## Data segment
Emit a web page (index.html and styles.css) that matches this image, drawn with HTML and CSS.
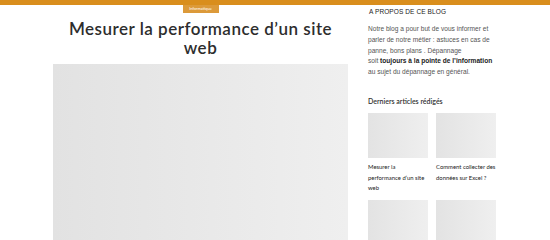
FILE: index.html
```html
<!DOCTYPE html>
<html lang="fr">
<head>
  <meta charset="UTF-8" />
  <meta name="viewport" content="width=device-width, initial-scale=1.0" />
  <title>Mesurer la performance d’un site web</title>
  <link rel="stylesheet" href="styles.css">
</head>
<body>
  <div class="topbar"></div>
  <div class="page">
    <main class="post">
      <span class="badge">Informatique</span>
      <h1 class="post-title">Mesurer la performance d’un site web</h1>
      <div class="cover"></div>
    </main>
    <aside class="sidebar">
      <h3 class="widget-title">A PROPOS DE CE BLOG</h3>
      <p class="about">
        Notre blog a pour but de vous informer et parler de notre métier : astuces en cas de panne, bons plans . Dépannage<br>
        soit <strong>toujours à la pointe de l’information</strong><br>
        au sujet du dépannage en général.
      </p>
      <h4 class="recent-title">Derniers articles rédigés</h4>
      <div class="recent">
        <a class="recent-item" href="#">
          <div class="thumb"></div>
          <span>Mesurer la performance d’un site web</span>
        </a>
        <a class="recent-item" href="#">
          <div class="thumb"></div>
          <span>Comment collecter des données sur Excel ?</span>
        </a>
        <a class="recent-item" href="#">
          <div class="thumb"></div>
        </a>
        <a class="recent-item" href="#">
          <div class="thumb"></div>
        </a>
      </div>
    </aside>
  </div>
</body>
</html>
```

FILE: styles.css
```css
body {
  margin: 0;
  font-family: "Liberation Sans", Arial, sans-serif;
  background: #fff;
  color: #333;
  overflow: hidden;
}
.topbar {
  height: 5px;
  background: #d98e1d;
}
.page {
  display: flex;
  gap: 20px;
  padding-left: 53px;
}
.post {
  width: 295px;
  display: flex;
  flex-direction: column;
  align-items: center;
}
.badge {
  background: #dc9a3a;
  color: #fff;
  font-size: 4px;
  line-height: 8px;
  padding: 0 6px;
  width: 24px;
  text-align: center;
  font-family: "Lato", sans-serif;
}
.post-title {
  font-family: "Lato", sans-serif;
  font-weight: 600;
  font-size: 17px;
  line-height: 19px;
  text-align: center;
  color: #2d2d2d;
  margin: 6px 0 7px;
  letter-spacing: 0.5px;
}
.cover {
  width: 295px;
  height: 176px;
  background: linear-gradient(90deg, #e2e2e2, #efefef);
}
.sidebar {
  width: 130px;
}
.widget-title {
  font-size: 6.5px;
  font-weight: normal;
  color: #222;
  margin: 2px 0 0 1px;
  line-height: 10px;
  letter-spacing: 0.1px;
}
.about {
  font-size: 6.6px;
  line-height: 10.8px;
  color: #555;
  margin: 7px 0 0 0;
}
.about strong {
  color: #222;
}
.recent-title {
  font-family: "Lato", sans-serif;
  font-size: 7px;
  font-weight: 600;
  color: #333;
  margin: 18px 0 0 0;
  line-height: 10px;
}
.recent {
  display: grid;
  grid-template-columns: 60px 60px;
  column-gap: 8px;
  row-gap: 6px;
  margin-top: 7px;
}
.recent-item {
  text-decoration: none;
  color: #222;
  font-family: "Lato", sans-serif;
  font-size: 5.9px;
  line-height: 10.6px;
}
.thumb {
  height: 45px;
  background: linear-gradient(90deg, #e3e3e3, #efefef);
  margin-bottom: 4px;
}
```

## Instruction
From the data above, write out everything exactly except the pictures.

## Solution to this problem
Emit a web page (index.html and styles.css) that matches this image, drawn with HTML and CSS.
FILE: index.html
```html
<!DOCTYPE html>
<html lang="fr">
<head>
  <meta charset="UTF-8" />
  <meta name="viewport" content="width=device-width, initial-scale=1.0" />
  <title>Mesurer la performance d’un site web</title>
  <link rel="stylesheet" href="styles.css">
</head>
<body>
  <div class="topbar"></div>
  <div class="page">
    <main class="post">
      <span class="badge">Informatique</span>
      <h1 class="post-title">Mesurer la performance d’un site web</h1>
      <div class="cover"></div>
    </main>
    <aside class="sidebar">
      <h3 class="widget-title">A PROPOS DE CE BLOG</h3>
      <p class="about">
        Notre blog a pour but de vous informer et parler de notre métier : astuces en cas de panne, bons plans . Dépannage<br>
        soit <strong>toujours à la pointe de l’information</strong><br>
        au sujet du dépannage en général.
      </p>
      <h4 class="recent-title">Derniers articles rédigés</h4>
      <div class="recent">
        <a class="recent-item" href="#">
          <div class="thumb"></div>
          <span>Mesurer la performance d’un site web</span>
        </a>
        <a class="recent-item" href="#">
          <div class="thumb"></div>
          <span>Comment collecter des données sur Excel ?</span>
        </a>
        <a class="recent-item" href="#">
          <div class="thumb"></div>
        </a>
        <a class="recent-item" href="#">
          <div class="thumb"></div>
        </a>
      </div>
    </aside>
  </div>
</body>
</html>
```

FILE: styles.css
```css
body {
  margin: 0;
  font-family: "Liberation Sans", Arial, sans-serif;
  background: #fff;
  color: #333;
  overflow: hidden;
}
.topbar {
  height: 5px;
  background: #d98e1d;
}
.page {
  display: flex;
  gap: 20px;
  padding-left: 53px;
}
.post {
  width: 295px;
  display: flex;
  flex-direction: column;
  align-items: center;
}
.badge {
  background: #dc9a3a;
  color: #fff;
  font-size: 4px;
  line-height: 8px;
  padding: 0 6px;
  width: 24px;
  text-align: center;
  font-family: "Lato", sans-serif;
}
.post-title {
  font-family: "Lato", sans-serif;
  font-weight: 600;
  font-size: 17px;
  line-height: 19px;
  text-align: center;
  color: #2d2d2d;
  margin: 6px 0 7px;
  letter-spacing: 0.5px;
}
.cover {
  width: 295px;
  height: 176px;
  background: linear-gradient(90deg, #e2e2e2, #efefef);
}
.sidebar {
  width: 130px;
}
.widget-title {
  font-size: 6.5px;
  font-weight: normal;
  color: #222;
  margin: 2px 0 0 1px;
  line-height: 10px;
  letter-spacing: 0.1px;
}
.about {
  font-size: 6.6px;
  line-height: 10.8px;
  color: #555;
  margin: 7px 0 0 0;
}
.about strong {
  color: #222;
}
.recent-title {
  font-family: "Lato", sans-serif;
  font-size: 7px;
  font-weight: 600;
  color: #333;
  margin: 18px 0 0 0;
  line-height: 10px;
}
.recent {
  display: grid;
  grid-template-columns: 60px 60px;
  column-gap: 8px;
  row-gap: 6px;
  margin-top: 7px;
}
.recent-item {
  text-decoration: none;
  color: #222;
  font-family: "Lato", sans-serif;
  font-size: 5.9px;
  line-height: 10.6px;
}
.thumb {
  height: 45px;
  background: linear-gradient(90deg, #e3e3e3, #efefef);
  margin-bottom: 4px;
}
```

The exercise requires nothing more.